Request
Exclude the pictures, then repeat the remaining data exactly.

========================================================================

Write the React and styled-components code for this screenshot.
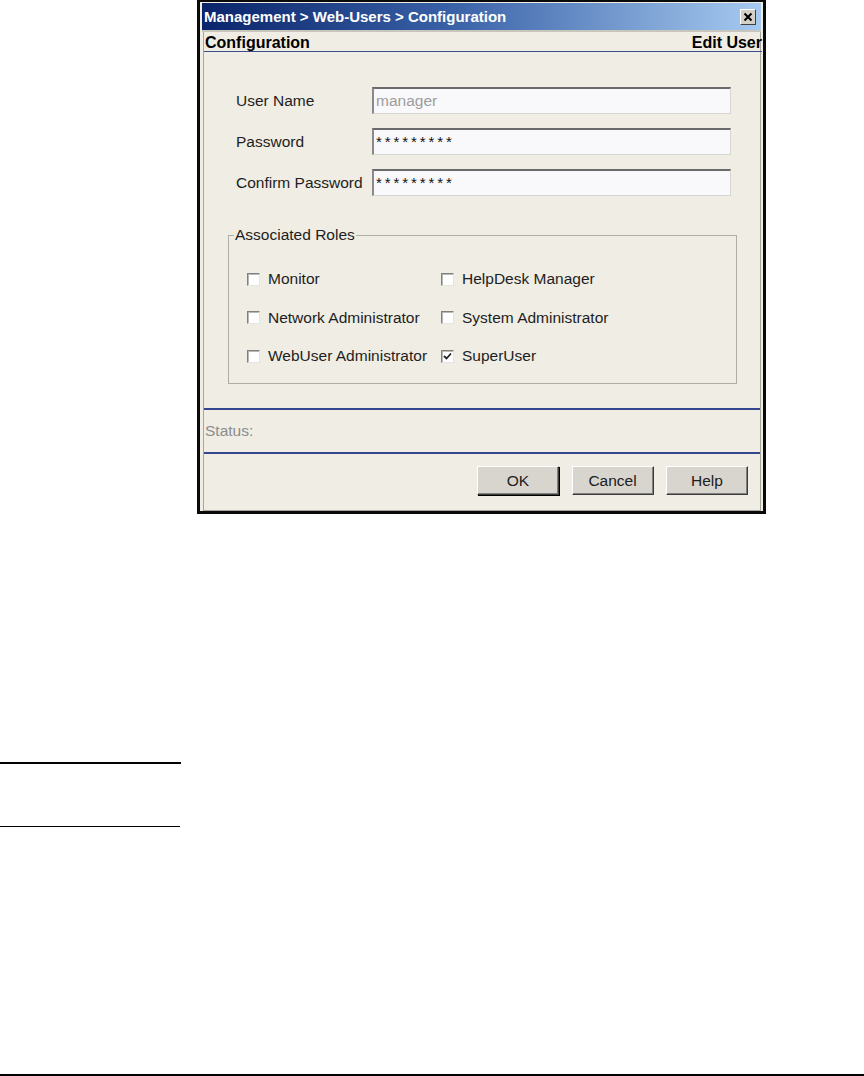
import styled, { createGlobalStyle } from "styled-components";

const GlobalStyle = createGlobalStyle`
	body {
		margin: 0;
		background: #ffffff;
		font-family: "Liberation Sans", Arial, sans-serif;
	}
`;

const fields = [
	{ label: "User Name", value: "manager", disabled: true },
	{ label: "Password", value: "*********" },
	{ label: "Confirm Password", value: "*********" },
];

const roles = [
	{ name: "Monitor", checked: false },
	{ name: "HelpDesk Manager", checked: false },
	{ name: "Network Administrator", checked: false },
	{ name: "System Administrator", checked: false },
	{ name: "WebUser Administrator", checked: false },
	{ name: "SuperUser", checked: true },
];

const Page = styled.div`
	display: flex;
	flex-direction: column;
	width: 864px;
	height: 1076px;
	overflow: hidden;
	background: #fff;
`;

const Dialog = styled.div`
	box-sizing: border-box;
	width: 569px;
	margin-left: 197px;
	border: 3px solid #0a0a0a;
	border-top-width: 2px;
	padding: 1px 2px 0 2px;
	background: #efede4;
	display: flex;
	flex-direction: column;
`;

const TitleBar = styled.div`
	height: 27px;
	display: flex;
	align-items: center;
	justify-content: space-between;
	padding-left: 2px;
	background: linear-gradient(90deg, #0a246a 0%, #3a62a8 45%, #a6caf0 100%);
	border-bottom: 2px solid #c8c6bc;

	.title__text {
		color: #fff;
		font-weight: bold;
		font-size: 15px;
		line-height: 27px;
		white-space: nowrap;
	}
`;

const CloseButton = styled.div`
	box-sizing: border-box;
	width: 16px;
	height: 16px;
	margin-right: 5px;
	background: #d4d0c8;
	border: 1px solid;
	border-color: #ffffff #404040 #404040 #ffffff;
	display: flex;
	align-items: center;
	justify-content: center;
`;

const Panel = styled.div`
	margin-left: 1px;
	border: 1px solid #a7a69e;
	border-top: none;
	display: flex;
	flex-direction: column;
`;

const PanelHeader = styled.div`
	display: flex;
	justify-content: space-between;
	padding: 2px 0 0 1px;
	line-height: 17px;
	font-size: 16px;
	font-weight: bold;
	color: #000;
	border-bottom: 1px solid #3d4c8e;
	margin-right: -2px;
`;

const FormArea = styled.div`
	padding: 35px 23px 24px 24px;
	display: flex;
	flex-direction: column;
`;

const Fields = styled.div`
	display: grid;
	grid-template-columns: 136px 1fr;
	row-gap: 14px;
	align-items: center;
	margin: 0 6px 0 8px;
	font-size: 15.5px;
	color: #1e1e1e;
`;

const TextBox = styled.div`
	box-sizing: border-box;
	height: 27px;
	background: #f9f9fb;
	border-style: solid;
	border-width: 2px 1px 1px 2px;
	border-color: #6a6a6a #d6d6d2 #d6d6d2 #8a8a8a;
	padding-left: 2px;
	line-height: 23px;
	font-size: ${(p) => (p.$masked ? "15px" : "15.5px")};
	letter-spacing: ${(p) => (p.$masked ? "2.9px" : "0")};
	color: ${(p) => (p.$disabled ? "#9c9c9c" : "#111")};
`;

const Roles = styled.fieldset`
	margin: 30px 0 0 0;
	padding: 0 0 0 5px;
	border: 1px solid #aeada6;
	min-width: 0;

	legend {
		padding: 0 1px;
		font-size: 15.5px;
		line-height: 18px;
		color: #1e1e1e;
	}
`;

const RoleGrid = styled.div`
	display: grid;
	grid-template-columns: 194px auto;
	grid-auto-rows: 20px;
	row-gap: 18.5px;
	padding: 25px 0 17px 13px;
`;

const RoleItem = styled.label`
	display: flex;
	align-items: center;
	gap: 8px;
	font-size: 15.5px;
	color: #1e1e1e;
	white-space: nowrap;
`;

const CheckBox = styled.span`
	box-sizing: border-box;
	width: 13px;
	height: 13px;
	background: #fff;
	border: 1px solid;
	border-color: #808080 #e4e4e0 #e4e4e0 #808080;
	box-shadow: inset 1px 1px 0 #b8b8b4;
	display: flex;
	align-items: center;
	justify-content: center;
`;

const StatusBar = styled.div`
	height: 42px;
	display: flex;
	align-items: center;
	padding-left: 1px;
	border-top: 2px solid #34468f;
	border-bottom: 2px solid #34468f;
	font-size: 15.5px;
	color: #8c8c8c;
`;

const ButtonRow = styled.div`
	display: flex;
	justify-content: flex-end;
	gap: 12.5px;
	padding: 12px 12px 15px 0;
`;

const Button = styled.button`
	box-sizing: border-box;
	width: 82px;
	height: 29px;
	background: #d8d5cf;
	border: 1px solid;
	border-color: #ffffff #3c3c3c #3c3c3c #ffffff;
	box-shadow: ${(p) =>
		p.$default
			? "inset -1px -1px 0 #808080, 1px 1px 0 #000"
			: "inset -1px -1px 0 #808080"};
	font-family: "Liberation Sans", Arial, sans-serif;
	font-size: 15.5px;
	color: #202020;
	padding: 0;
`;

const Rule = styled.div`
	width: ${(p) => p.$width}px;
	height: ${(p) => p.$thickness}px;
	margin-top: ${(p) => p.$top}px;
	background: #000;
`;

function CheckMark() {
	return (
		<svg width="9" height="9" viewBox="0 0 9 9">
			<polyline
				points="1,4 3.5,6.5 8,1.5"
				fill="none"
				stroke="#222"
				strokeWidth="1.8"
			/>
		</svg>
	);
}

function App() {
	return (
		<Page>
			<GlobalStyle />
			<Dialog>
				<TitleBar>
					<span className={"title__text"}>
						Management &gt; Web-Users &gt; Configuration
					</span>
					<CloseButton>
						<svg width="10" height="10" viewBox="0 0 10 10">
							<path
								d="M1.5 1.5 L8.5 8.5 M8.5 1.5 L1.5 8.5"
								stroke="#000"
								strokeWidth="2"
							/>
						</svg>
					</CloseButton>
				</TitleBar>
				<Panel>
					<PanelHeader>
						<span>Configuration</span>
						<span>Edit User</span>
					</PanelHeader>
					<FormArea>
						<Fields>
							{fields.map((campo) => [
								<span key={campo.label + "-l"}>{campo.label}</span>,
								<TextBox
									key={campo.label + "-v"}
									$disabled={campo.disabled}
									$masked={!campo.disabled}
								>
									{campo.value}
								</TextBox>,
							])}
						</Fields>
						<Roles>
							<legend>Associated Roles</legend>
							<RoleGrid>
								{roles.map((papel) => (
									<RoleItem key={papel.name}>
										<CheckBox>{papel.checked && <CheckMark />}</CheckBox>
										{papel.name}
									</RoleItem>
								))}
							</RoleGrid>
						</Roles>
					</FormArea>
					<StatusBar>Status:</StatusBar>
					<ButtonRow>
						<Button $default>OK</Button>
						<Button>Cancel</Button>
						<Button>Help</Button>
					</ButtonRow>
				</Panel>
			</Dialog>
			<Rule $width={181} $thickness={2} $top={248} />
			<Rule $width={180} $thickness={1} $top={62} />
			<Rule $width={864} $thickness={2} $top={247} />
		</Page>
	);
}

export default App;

========================================================================

The answer
Write the React and styled-components code for this screenshot.
import styled, { createGlobalStyle } from "styled-components";

const GlobalStyle = createGlobalStyle`
	body {
		margin: 0;
		background: #ffffff;
		font-family: "Liberation Sans", Arial, sans-serif;
	}
`;

const fields = [
	{ label: "User Name", value: "manager", disabled: true },
	{ label: "Password", value: "*********" },
	{ label: "Confirm Password", value: "*********" },
];

const roles = [
	{ name: "Monitor", checked: false },
	{ name: "HelpDesk Manager", checked: false },
	{ name: "Network Administrator", checked: false },
	{ name: "System Administrator", checked: false },
	{ name: "WebUser Administrator", checked: false },
	{ name: "SuperUser", checked: true },
];

const Page = styled.div`
	display: flex;
	flex-direction: column;
	width: 864px;
	height: 1076px;
	overflow: hidden;
	background: #fff;
`;

const Dialog = styled.div`
	box-sizing: border-box;
	width: 569px;
	margin-left: 197px;
	border: 3px solid #0a0a0a;
	border-top-width: 2px;
	padding: 1px 2px 0 2px;
	background: #efede4;
	display: flex;
	flex-direction: column;
`;

const TitleBar = styled.div`
	height: 27px;
	display: flex;
	align-items: center;
	justify-content: space-between;
	padding-left: 2px;
	background: linear-gradient(90deg, #0a246a 0%, #3a62a8 45%, #a6caf0 100%);
	border-bottom: 2px solid #c8c6bc;

	.title__text {
		color: #fff;
		font-weight: bold;
		font-size: 15px;
		line-height: 27px;
		white-space: nowrap;
	}
`;

const CloseButton = styled.div`
	box-sizing: border-box;
	width: 16px;
	height: 16px;
	margin-right: 5px;
	background: #d4d0c8;
	border: 1px solid;
	border-color: #ffffff #404040 #404040 #ffffff;
	display: flex;
	align-items: center;
	justify-content: center;
`;

const Panel = styled.div`
	margin-left: 1px;
	border: 1px solid #a7a69e;
	border-top: none;
	display: flex;
	flex-direction: column;
`;

const PanelHeader = styled.div`
	display: flex;
	justify-content: space-between;
	padding: 2px 0 0 1px;
	line-height: 17px;
	font-size: 16px;
	font-weight: bold;
	color: #000;
	border-bottom: 1px solid #3d4c8e;
	margin-right: -2px;
`;

const FormArea = styled.div`
	padding: 35px 23px 24px 24px;
	display: flex;
	flex-direction: column;
`;

const Fields = styled.div`
	display: grid;
	grid-template-columns: 136px 1fr;
	row-gap: 14px;
	align-items: center;
	margin: 0 6px 0 8px;
	font-size: 15.5px;
	color: #1e1e1e;
`;

const TextBox = styled.div`
	box-sizing: border-box;
	height: 27px;
	background: #f9f9fb;
	border-style: solid;
	border-width: 2px 1px 1px 2px;
	border-color: #6a6a6a #d6d6d2 #d6d6d2 #8a8a8a;
	padding-left: 2px;
	line-height: 23px;
	font-size: ${(p) => (p.$masked ? "15px" : "15.5px")};
	letter-spacing: ${(p) => (p.$masked ? "2.9px" : "0")};
	color: ${(p) => (p.$disabled ? "#9c9c9c" : "#111")};
`;

const Roles = styled.fieldset`
	margin: 30px 0 0 0;
	padding: 0 0 0 5px;
	border: 1px solid #aeada6;
	min-width: 0;

	legend {
		padding: 0 1px;
		font-size: 15.5px;
		line-height: 18px;
		color: #1e1e1e;
	}
`;

const RoleGrid = styled.div`
	display: grid;
	grid-template-columns: 194px auto;
	grid-auto-rows: 20px;
	row-gap: 18.5px;
	padding: 25px 0 17px 13px;
`;

const RoleItem = styled.label`
	display: flex;
	align-items: center;
	gap: 8px;
	font-size: 15.5px;
	color: #1e1e1e;
	white-space: nowrap;
`;

const CheckBox = styled.span`
	box-sizing: border-box;
	width: 13px;
	height: 13px;
	background: #fff;
	border: 1px solid;
	border-color: #808080 #e4e4e0 #e4e4e0 #808080;
	box-shadow: inset 1px 1px 0 #b8b8b4;
	display: flex;
	align-items: center;
	justify-content: center;
`;

const StatusBar = styled.div`
	height: 42px;
	display: flex;
	align-items: center;
	padding-left: 1px;
	border-top: 2px solid #34468f;
	border-bottom: 2px solid #34468f;
	font-size: 15.5px;
	color: #8c8c8c;
`;

const ButtonRow = styled.div`
	display: flex;
	justify-content: flex-end;
	gap: 12.5px;
	padding: 12px 12px 15px 0;
`;

const Button = styled.button`
	box-sizing: border-box;
	width: 82px;
	height: 29px;
	background: #d8d5cf;
	border: 1px solid;
	border-color: #ffffff #3c3c3c #3c3c3c #ffffff;
	box-shadow: ${(p) =>
		p.$default
			? "inset -1px -1px 0 #808080, 1px 1px 0 #000"
			: "inset -1px -1px 0 #808080"};
	font-family: "Liberation Sans", Arial, sans-serif;
	font-size: 15.5px;
	color: #202020;
	padding: 0;
`;

const Rule = styled.div`
	width: ${(p) => p.$width}px;
	height: ${(p) => p.$thickness}px;
	margin-top: ${(p) => p.$top}px;
	background: #000;
`;

function CheckMark() {
	return (
		<svg width="9" height="9" viewBox="0 0 9 9">
			<polyline
				points="1,4 3.5,6.5 8,1.5"
				fill="none"
				stroke="#222"
				strokeWidth="1.8"
			/>
		</svg>
	);
}

function App() {
	return (
		<Page>
			<GlobalStyle />
			<Dialog>
				<TitleBar>
					<span className={"title__text"}>
						Management &gt; Web-Users &gt; Configuration
					</span>
					<CloseButton>
						<svg width="10" height="10" viewBox="0 0 10 10">
							<path
								d="M1.5 1.5 L8.5 8.5 M8.5 1.5 L1.5 8.5"
								stroke="#000"
								strokeWidth="2"
							/>
						</svg>
					</CloseButton>
				</TitleBar>
				<Panel>
					<PanelHeader>
						<span>Configuration</span>
						<span>Edit User</span>
					</PanelHeader>
					<FormArea>
						<Fields>
							{fields.map((campo) => [
								<span key={campo.label + "-l"}>{campo.label}</span>,
								<TextBox
									key={campo.label + "-v"}
									$disabled={campo.disabled}
									$masked={!campo.disabled}
								>
									{campo.value}
								</TextBox>,
							])}
						</Fields>
						<Roles>
							<legend>Associated Roles</legend>
							<RoleGrid>
								{roles.map((papel) => (
									<RoleItem key={papel.name}>
										<CheckBox>{papel.checked && <CheckMark />}</CheckBox>
										{papel.name}
									</RoleItem>
								))}
							</RoleGrid>
						</Roles>
					</FormArea>
					<StatusBar>Status:</StatusBar>
					<ButtonRow>
						<Button $default>OK</Button>
						<Button>Cancel</Button>
						<Button>Help</Button>
					</ButtonRow>
				</Panel>
			</Dialog>
			<Rule $width={181} $thickness={2} $top={248} />
			<Rule $width={180} $thickness={1} $top={62} />
			<Rule $width={864} $thickness={2} $top={247} />
		</Page>
	);
}

export default App;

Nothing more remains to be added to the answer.